## PROBLEM DESCRIPTION
Print every entry word for word, but omit the pictures.
══════════════════════════════
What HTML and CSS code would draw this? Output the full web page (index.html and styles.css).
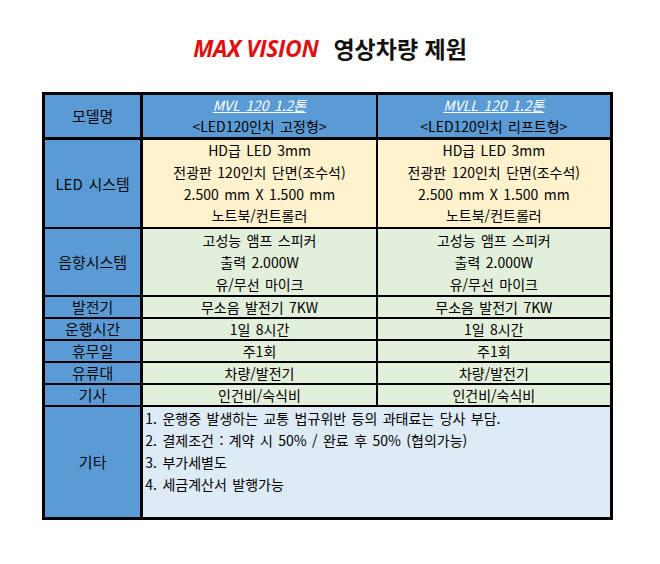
FILE: index.html
```html
<!DOCTYPE html>
<html lang="ko">
<head>
<meta charset="utf-8">
<link rel="stylesheet" href="styles.css">
</head>
<body>
<div class="page">
  <h1 class="title"><span class="brand">MAX VISION</span><span class="sub">영상차량 제원</span></h1>
  <table class="spec">
    <colgroup><col class="c1"><col class="c2"><col class="c3"></colgroup>
    <tr class="head">
      <th>모델명</th>
      <td><div class="ln"><span class="model">MVL 120 1.2톤</span></div><div class="ln">&lt;LED120인치 고정형&gt;</div></td>
      <td><div class="ln"><span class="model">MVLL 120 1.2톤</span></div><div class="ln">&lt;LED120인치 리프트형&gt;</div></td>
    </tr>
    <tr class="led">
      <th>LED 시스템</th>
      <td><div class="ln">HD급 LED 3mm</div><div class="ln">전광판 120인치 단면(조수석)</div><div class="ln">2.500 mm X 1.500 mm</div><div class="ln">노트북/컨트롤러</div></td>
      <td><div class="ln">HD급 LED 3mm</div><div class="ln">전광판 120인치 단면(조수석)</div><div class="ln">2.500 mm X 1.500 mm</div><div class="ln">노트북/컨트롤러</div></td>
    </tr>
    <tr class="green sound">
      <th>음향시스템</th>
      <td><div class="ln">고성능 앰프 스피커</div><div class="ln">출력 2.000W</div><div class="ln">유/무선 마이크</div></td>
      <td><div class="ln">고성능 앰프 스피커</div><div class="ln">출력 2.000W</div><div class="ln">유/무선 마이크</div></td>
    </tr>
    <tr class="green one">
      <th>발전기</th><td><div class="ln">무소음 발전기 7KW</div></td><td><div class="ln">무소음 발전기 7KW</div></td>
    </tr>
    <tr class="green one">
      <th>운행시간</th><td><div class="ln">1일 8시간</div></td><td><div class="ln">1일 8시간</div></td>
    </tr>
    <tr class="green one">
      <th>휴무일</th><td><div class="ln">주1회</div></td><td><div class="ln">주1회</div></td>
    </tr>
    <tr class="green one">
      <th>유류대</th><td><div class="ln">차량/발전기</div></td><td><div class="ln">차량/발전기</div></td>
    </tr>
    <tr class="green one">
      <th>기사</th><td><div class="ln">인건비/숙식비</div></td><td><div class="ln">인건비/숙식비</div></td>
    </tr>
    <tr class="etc">
      <th>기타</th>
      <td colspan="2"><div class="box"><div class="ln">1. 운행중 발생하는 교통 법규위반 등의 과태료는 당사 부담.</div><div class="ln">2. 결제조건 : 계약 시 50% / 완료 후 50% (협의가능)</div><div class="ln">3. 부가세별도</div><div class="ln">4. 세금계산서 발행가능</div></div></td>
    </tr>
  </table>
</div>
</body>
</html>
```

FILE: styles.css
```css
html, body {
  margin: 0;
  padding: 0;
  background: #ffffff;
}
body {
  font-family: "Noto Sans CJK KR", "Noto Sans", sans-serif;
  color: #000;
}
.page {
  width: 660px;
  padding-top: 32px;
}
.title {
  margin: 0;
  height: 60px;
  display: flex;
  justify-content: center;
  align-items: flex-start;
  gap: 15px;
  font-size: 23px;
  line-height: 32px;
  font-weight: 700;
}
.brand {
  color: #e01010;
  font-style: italic;
  font-family: "Open Sans", "Noto Sans", sans-serif;
  font-weight: 700;
  letter-spacing: -0.4px;
}
.sub {
  color: #111;
}
.spec {
  margin-left: 42px;
  width: 571px;
  border-collapse: collapse;
  border: 3px solid #000;
  table-layout: fixed;
  font-size: 14px;
  word-spacing: 1.5px;
}
.spec .c1 { width: 98px; }
.spec .c2 { width: 234px; }
.spec .c3 { width: 234px; }
.spec th, .spec td {
  border: 2px solid #000;
  padding: 0;
  text-align: center;
  vertical-align: middle;
}
.ln {
  height: 22px;
  line-height: 22px;
  white-space: nowrap;
  overflow: hidden;
}
.spec th {
  background: #5b9bd5;
  font-weight: 400;
  font-size: 15px;
  line-height: 20px;
  border-right-width: 3px;
  color: #0a0a0a;
}
.head td, .head th {
  background: #5b9bd5;
  border-bottom-width: 3px;
}
.head .ln {
  height: 21px;
  line-height: 21px;
}
.model {
  color: #fff;
  font-style: italic;
  font-weight: 400;
  text-decoration: underline;
  font-size: 14px;
}
.led td {
  background: #fff2cc;
}
.led .ln {
  height: 21.75px;
  line-height: 21.75px;
}
.green td {
  background: #e2efda;
}
.one .ln {
  height: 20px;
  line-height: 20px;
}
.etc td {
  background: #ddebf7;
  text-align: left;
  vertical-align: top;
}
.etc .box {
  height: 110px;
  padding-left: 2px;
}
```
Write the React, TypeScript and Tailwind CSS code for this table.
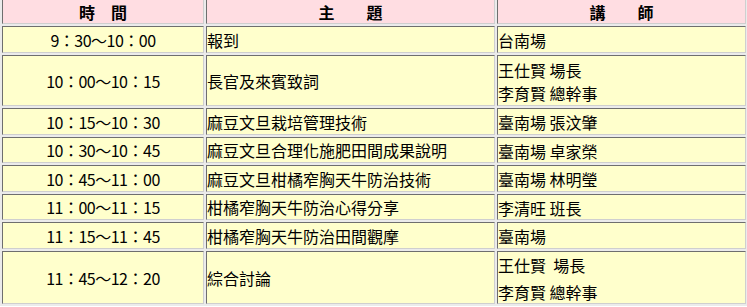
const ROWS: { time: string; topic: string; speaker: string[]; tall?: boolean }[] = [
  { time: '9：30～10：00', topic: '報到', speaker: ['台南場'] },
  { time: '10：00～10：15', topic: '長官及來賓致詞', speaker: ['王仕賢 場長', '李育賢 總幹事'] },
  { time: '10：15～10：30', topic: '麻豆文旦栽培管理技術', speaker: ['臺南場 張汶肇'] },
  { time: '10：30～10：45', topic: '麻豆文旦合理化施肥田間成果說明', speaker: ['臺南場 卓家榮'] },
  { time: '10：45～11：00', topic: '麻豆文旦柑橘窄胸天牛防治技術', speaker: ['臺南場 林明瑩'] },
  { time: '11：00～11：15', topic: '柑橘窄胸天牛防治心得分享', speaker: ['李清旺 班長'] },
  { time: '11：15～11：45', topic: '柑橘窄胸天牛防治田間觀摩', speaker: ['臺南場'] },
  { time: '11：45～12：20', topic: '綜合討論', speaker: ['王仕賢\u00a0\u00a0場長', '李育賢 總幹事'], tall: true },
]

// inset border like an old border=1 table cell
const cell =
  'flex items-center border border-t-[#6e6e6e] border-l-[#6e6e6e] border-b-[#cfcfcf] border-r-[#cfcfcf] bg-[#ffffcc] text-[16px] text-black'

export default function App() {
  return (
    <div className="h-[307px] w-[747px] overflow-hidden bg-white" style={{ fontFamily: '"Noto Sans CJK TC", "Noto Sans", sans-serif' }}>
      <div className="-mt-[3px] grid w-fit grid-cols-[202px_289px_249px] grid-rows-[25px_27px_51px_27px_26px_27px_26px_27px_53px] gap-[2px] bg-[#ebebeb] p-[2px]">
        <div className={`${cell} justify-center !bg-[#ffdde2] font-bold leading-none`}>時　間</div>
        <div className={`${cell} justify-center !bg-[#ffdde2] font-bold leading-none`}>主　　題</div>
        <div className={`${cell} justify-center !bg-[#ffdde2] font-bold leading-none`}>講　　師</div>
        {ROWS.map((r) => (
          <>
            <div key={r.time + 'a'} className={`${cell} justify-center leading-none tracking-[-0.5px]`}>{r.time}</div>
            <div key={r.time + 'b'} className={`${cell} leading-none`}>{r.topic}</div>
            <div key={r.time + 'c'} className={`${cell} flex-col !items-start justify-center ${r.tall ? 'leading-[27px] pt-[3px]' : 'leading-[23px] pt-[2px]'}`}>
              {r.speaker.map((s) => (
                <span key={s} className="whitespace-pre">{s}</span>
              ))}
            </div>
          </>
        ))}
      </div>
    </div>
  )
}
══════════════════════════════
## SOLUTION FOR THIS PROBLEM
What HTML and CSS code would draw this? Output the full web page (index.html and styles.css).
FILE: index.html
```html
<!DOCTYPE html>
<html lang="ko">
<head>
<meta charset="utf-8">
<link rel="stylesheet" href="styles.css">
</head>
<body>
<div class="page">
  <h1 class="title"><span class="brand">MAX VISION</span><span class="sub">영상차량 제원</span></h1>
  <table class="spec">
    <colgroup><col class="c1"><col class="c2"><col class="c3"></colgroup>
    <tr class="head">
      <th>모델명</th>
      <td><div class="ln"><span class="model">MVL 120 1.2톤</span></div><div class="ln">&lt;LED120인치 고정형&gt;</div></td>
      <td><div class="ln"><span class="model">MVLL 120 1.2톤</span></div><div class="ln">&lt;LED120인치 리프트형&gt;</div></td>
    </tr>
    <tr class="led">
      <th>LED 시스템</th>
      <td><div class="ln">HD급 LED 3mm</div><div class="ln">전광판 120인치 단면(조수석)</div><div class="ln">2.500 mm X 1.500 mm</div><div class="ln">노트북/컨트롤러</div></td>
      <td><div class="ln">HD급 LED 3mm</div><div class="ln">전광판 120인치 단면(조수석)</div><div class="ln">2.500 mm X 1.500 mm</div><div class="ln">노트북/컨트롤러</div></td>
    </tr>
    <tr class="green sound">
      <th>음향시스템</th>
      <td><div class="ln">고성능 앰프 스피커</div><div class="ln">출력 2.000W</div><div class="ln">유/무선 마이크</div></td>
      <td><div class="ln">고성능 앰프 스피커</div><div class="ln">출력 2.000W</div><div class="ln">유/무선 마이크</div></td>
    </tr>
    <tr class="green one">
      <th>발전기</th><td><div class="ln">무소음 발전기 7KW</div></td><td><div class="ln">무소음 발전기 7KW</div></td>
    </tr>
    <tr class="green one">
      <th>운행시간</th><td><div class="ln">1일 8시간</div></td><td><div class="ln">1일 8시간</div></td>
    </tr>
    <tr class="green one">
      <th>휴무일</th><td><div class="ln">주1회</div></td><td><div class="ln">주1회</div></td>
    </tr>
    <tr class="green one">
      <th>유류대</th><td><div class="ln">차량/발전기</div></td><td><div class="ln">차량/발전기</div></td>
    </tr>
    <tr class="green one">
      <th>기사</th><td><div class="ln">인건비/숙식비</div></td><td><div class="ln">인건비/숙식비</div></td>
    </tr>
    <tr class="etc">
      <th>기타</th>
      <td colspan="2"><div class="box"><div class="ln">1. 운행중 발생하는 교통 법규위반 등의 과태료는 당사 부담.</div><div class="ln">2. 결제조건 : 계약 시 50% / 완료 후 50% (협의가능)</div><div class="ln">3. 부가세별도</div><div class="ln">4. 세금계산서 발행가능</div></div></td>
    </tr>
  </table>
</div>
</body>
</html>
```

FILE: styles.css
```css
html, body {
  margin: 0;
  padding: 0;
  background: #ffffff;
}
body {
  font-family: "Noto Sans CJK KR", "Noto Sans", sans-serif;
  color: #000;
}
.page {
  width: 660px;
  padding-top: 32px;
}
.title {
  margin: 0;
  height: 60px;
  display: flex;
  justify-content: center;
  align-items: flex-start;
  gap: 15px;
  font-size: 23px;
  line-height: 32px;
  font-weight: 700;
}
.brand {
  color: #e01010;
  font-style: italic;
  font-family: "Open Sans", "Noto Sans", sans-serif;
  font-weight: 700;
  letter-spacing: -0.4px;
}
.sub {
  color: #111;
}
.spec {
  margin-left: 42px;
  width: 571px;
  border-collapse: collapse;
  border: 3px solid #000;
  table-layout: fixed;
  font-size: 14px;
  word-spacing: 1.5px;
}
.spec .c1 { width: 98px; }
.spec .c2 { width: 234px; }
.spec .c3 { width: 234px; }
.spec th, .spec td {
  border: 2px solid #000;
  padding: 0;
  text-align: center;
  vertical-align: middle;
}
.ln {
  height: 22px;
  line-height: 22px;
  white-space: nowrap;
  overflow: hidden;
}
.spec th {
  background: #5b9bd5;
  font-weight: 400;
  font-size: 15px;
  line-height: 20px;
  border-right-width: 3px;
  color: #0a0a0a;
}
.head td, .head th {
  background: #5b9bd5;
  border-bottom-width: 3px;
}
.head .ln {
  height: 21px;
  line-height: 21px;
}
.model {
  color: #fff;
  font-style: italic;
  font-weight: 400;
  text-decoration: underline;
  font-size: 14px;
}
.led td {
  background: #fff2cc;
}
.led .ln {
  height: 21.75px;
  line-height: 21.75px;
}
.green td {
  background: #e2efda;
}
.one .ln {
  height: 20px;
  line-height: 20px;
}
.etc td {
  background: #ddebf7;
  text-align: left;
  vertical-align: top;
}
.etc .box {
  height: 110px;
  padding-left: 2px;
}
```
Write the React, TypeScript and Tailwind CSS code for this table.
const ROWS: { time: string; topic: string; speaker: string[]; tall?: boolean }[] = [
  { time: '9：30～10：00', topic: '報到', speaker: ['台南場'] },
  { time: '10：00～10：15', topic: '長官及來賓致詞', speaker: ['王仕賢 場長', '李育賢 總幹事'] },
  { time: '10：15～10：30', topic: '麻豆文旦栽培管理技術', speaker: ['臺南場 張汶肇'] },
  { time: '10：30～10：45', topic: '麻豆文旦合理化施肥田間成果說明', speaker: ['臺南場 卓家榮'] },
  { time: '10：45～11：00', topic: '麻豆文旦柑橘窄胸天牛防治技術', speaker: ['臺南場 林明瑩'] },
  { time: '11：00～11：15', topic: '柑橘窄胸天牛防治心得分享', speaker: ['李清旺 班長'] },
  { time: '11：15～11：45', topic: '柑橘窄胸天牛防治田間觀摩', speaker: ['臺南場'] },
  { time: '11：45～12：20', topic: '綜合討論', speaker: ['王仕賢\u00a0\u00a0場長', '李育賢 總幹事'], tall: true },
]

// inset border like an old border=1 table cell
const cell =
  'flex items-center border border-t-[#6e6e6e] border-l-[#6e6e6e] border-b-[#cfcfcf] border-r-[#cfcfcf] bg-[#ffffcc] text-[16px] text-black'

export default function App() {
  return (
    <div className="h-[307px] w-[747px] overflow-hidden bg-white" style={{ fontFamily: '"Noto Sans CJK TC", "Noto Sans", sans-serif' }}>
      <div className="-mt-[3px] grid w-fit grid-cols-[202px_289px_249px] grid-rows-[25px_27px_51px_27px_26px_27px_26px_27px_53px] gap-[2px] bg-[#ebebeb] p-[2px]">
        <div className={`${cell} justify-center !bg-[#ffdde2] font-bold leading-none`}>時　間</div>
        <div className={`${cell} justify-center !bg-[#ffdde2] font-bold leading-none`}>主　　題</div>
        <div className={`${cell} justify-center !bg-[#ffdde2] font-bold leading-none`}>講　　師</div>
        {ROWS.map((r) => (
          <>
            <div key={r.time + 'a'} className={`${cell} justify-center leading-none tracking-[-0.5px]`}>{r.time}</div>
            <div key={r.time + 'b'} className={`${cell} leading-none`}>{r.topic}</div>
            <div key={r.time + 'c'} className={`${cell} flex-col !items-start justify-center ${r.tall ? 'leading-[27px] pt-[3px]' : 'leading-[23px] pt-[2px]'}`}>
              {r.speaker.map((s) => (
                <span key={s} className="whitespace-pre">{s}</span>
              ))}
            </div>
          </>
        ))}
      </div>
    </div>
  )
}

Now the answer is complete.